The small things life consists of are also open questions, like traffic - from its regulation (driving permits, vehicle registration...), traffic accidents (who is in charge of investigation, who establishes who caused them etc.), crimes and similar. Or, for example, despite allegations of UNMIK that it controls all socially-owned facilities, state-owned stores have been seized and kiosks are being put up downtown Pristina, which have obviously been picked up somewhere else by their new owners who decided to put them up wherever they pleased.

Media are a special issue. There are practically none. There is no place to print newspapers - private ones have been destroyed, state Rilindja is in the hands of UNMIK which has not decided yet what it wants to do with it. Its building has been ruined to such an extent that it is not safe to work in it, and at least six months would be necessary for its reconstruction. The printing works may be operational, but there is the dilemma what would be the best way to exploit them. Similar is the case with Radio and TV Pristina. They are held by UNMIK but it does not know how to solve the problem which is equally valid for other sectors, such as health, education, "state services"...

It is no secret that all these sectors had been cleansed, that all ethnic Allbanians had been removed from them, and Serbs employed in their stead. The problem UNMIK is faced with is how to bring back the former employees removed for political reasons without doing the same injustice by sacking all the Serbs from work.

A change is also evident at the promenade where the Serbs still walk but talk in low voices, in apartment buildings the gates of which are locked, in houses and facilities which are marked by pieces of paper which say that they are under protection of KFOR. An indicator is also the fact that the Albanians put up data on the owners on entrances of their houses and apartments and in windows of their shops, just as it is no secret that certain unidentified people control who is living in apartments, whether homes are vacant and similar.

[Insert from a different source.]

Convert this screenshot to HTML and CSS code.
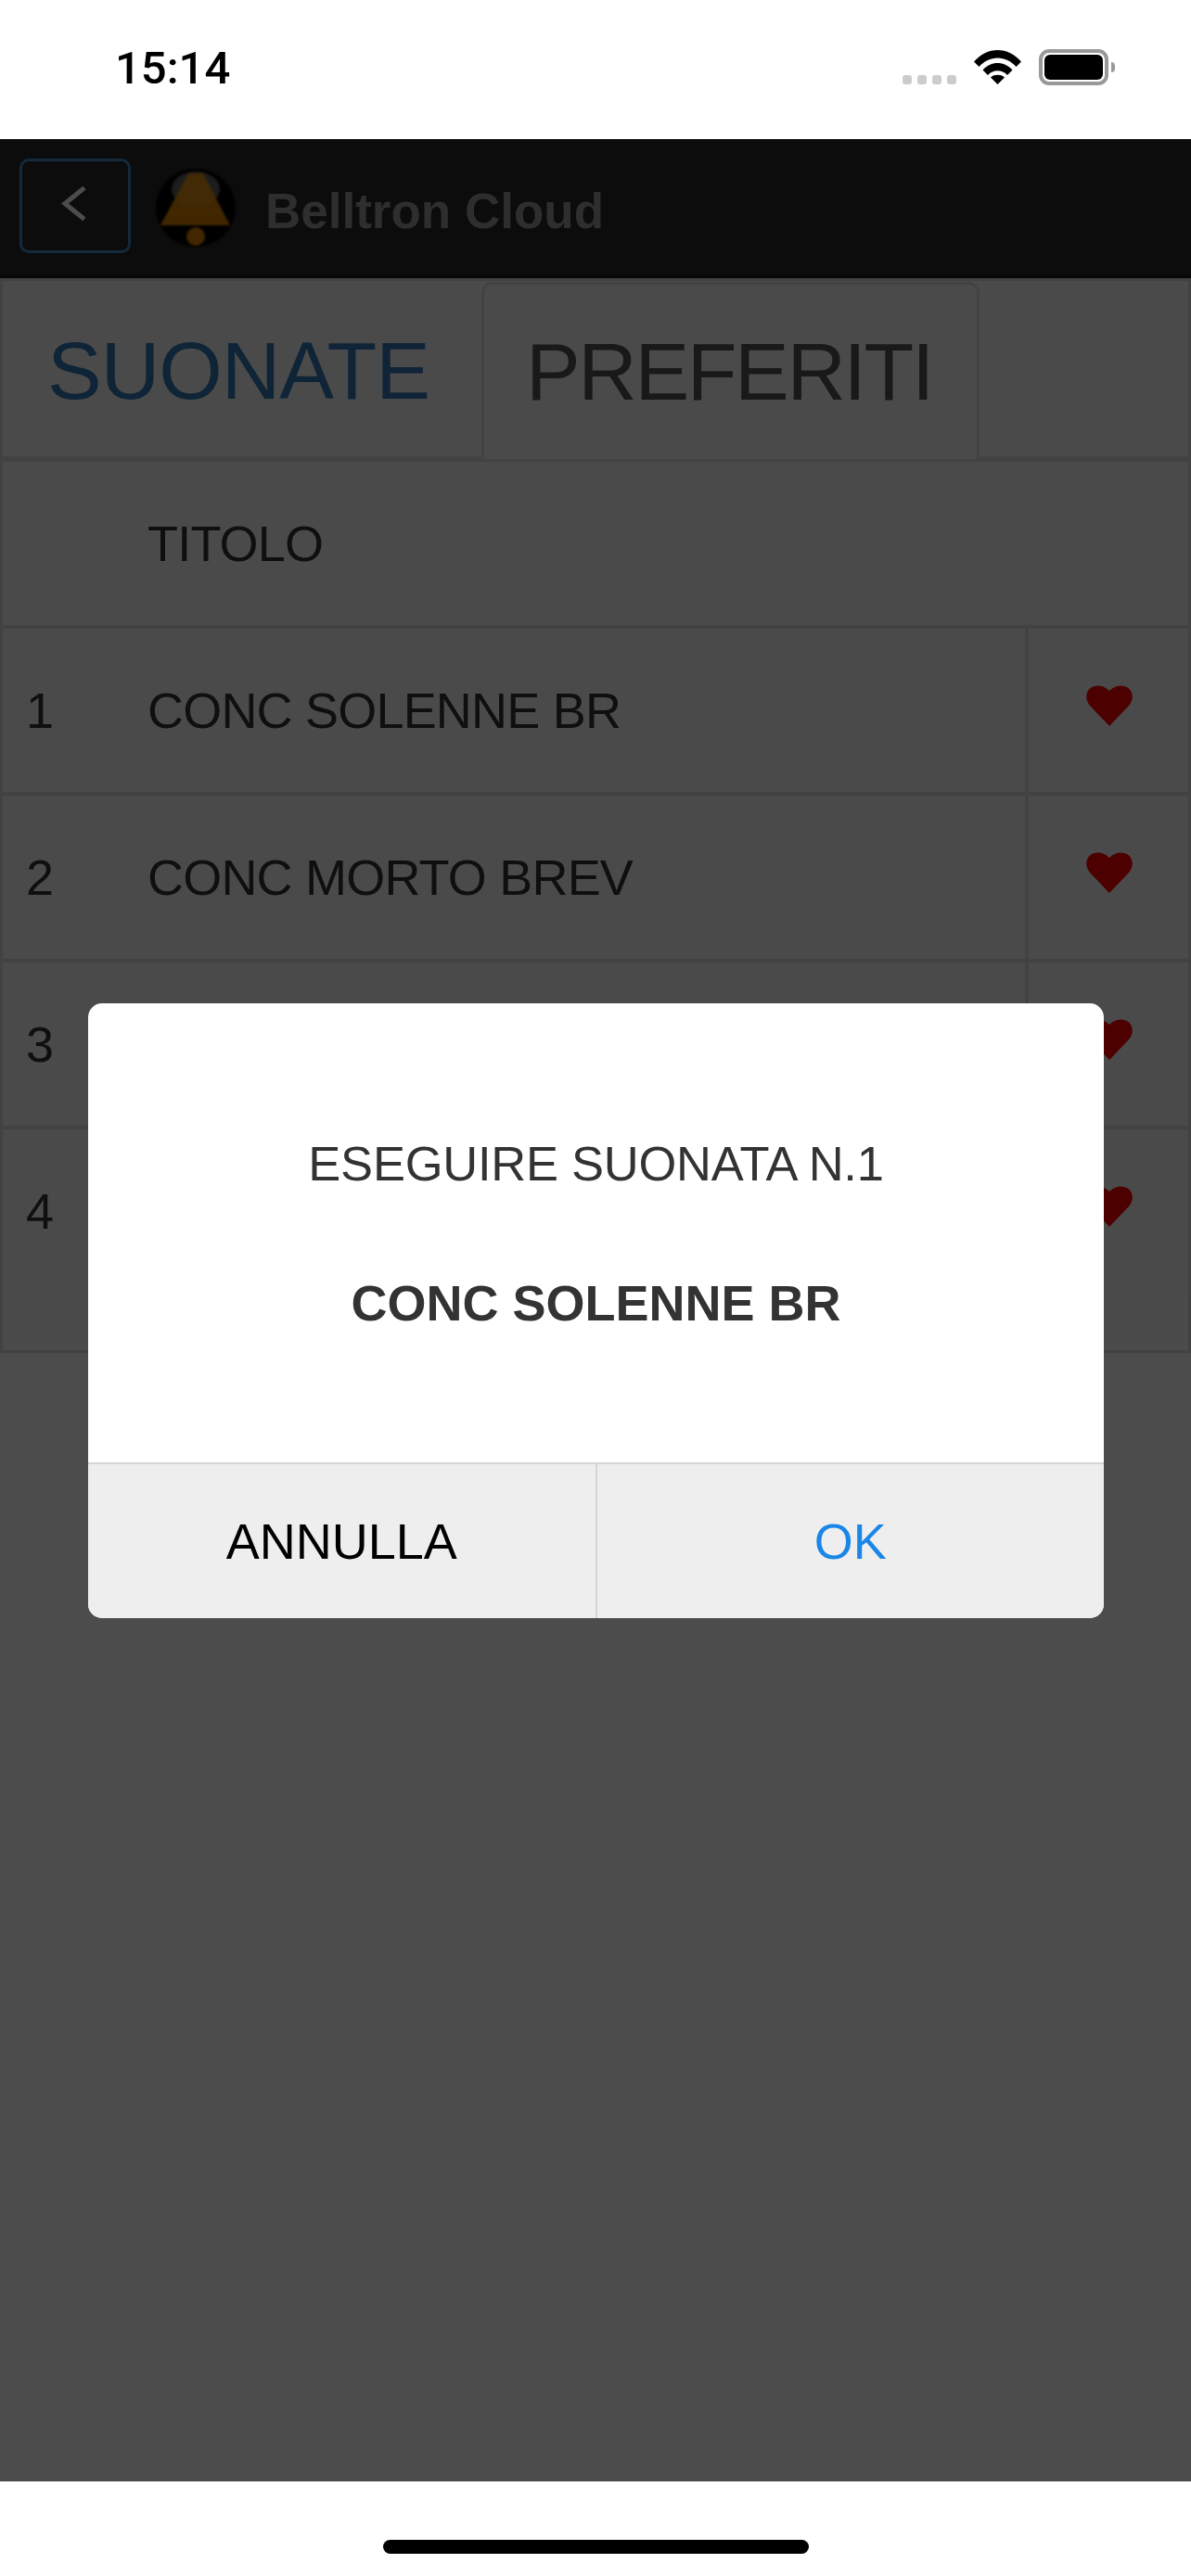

A few days ago, UN Secretary General Kofi Annan presented five phases of the strategy on Kosovo. The first is defined as "consolidation of the authorities and the administrative structure, including deployemnt of civilian police and the plan of economic reconstruction and development". As matters stand now, it will be a Sisyphean task.

Among the local Albanian politicians, absolutely the most active one is Hashim Thaci. Foreigners arrive and put photographs with him in their albums because he is simply "in". Many of the negotiators from Rambouillet are standing aloof from politics. Some Albanian politicians from Macedonia believe that it is not alright that Thaci is left all alone, with no political support of the others. It could be heard in Pristina that the influence of the Democratic Party of the Albanians (DPA) headed by Arben Xhaferi on Thaci was big. As evidence his recent stay in Tetovo is offered, or his meeting with Macedonian prime minister, but also the assistance given by DPA to Thaci and the Kosovo Liberation Army (KLA) during the armed conflicts.

We are going back from Pristina to Skopje in a vehicle with foreign licence plates and a conspicuous sign of a Macedonian private village radio station on its doors. The owner and driver has a KFOR press card but he does not even try to conceal that he is not coming to Kosovo to work as a journalist. Every day he brings something from Macedonia to sell. This time he brought 150 plastic bottles of table oil. For tomorrow he is planning to bring "some cigarettes". He needs the KFOR press card just to speed up his way in and out of Kosovo. Simply for business across borders.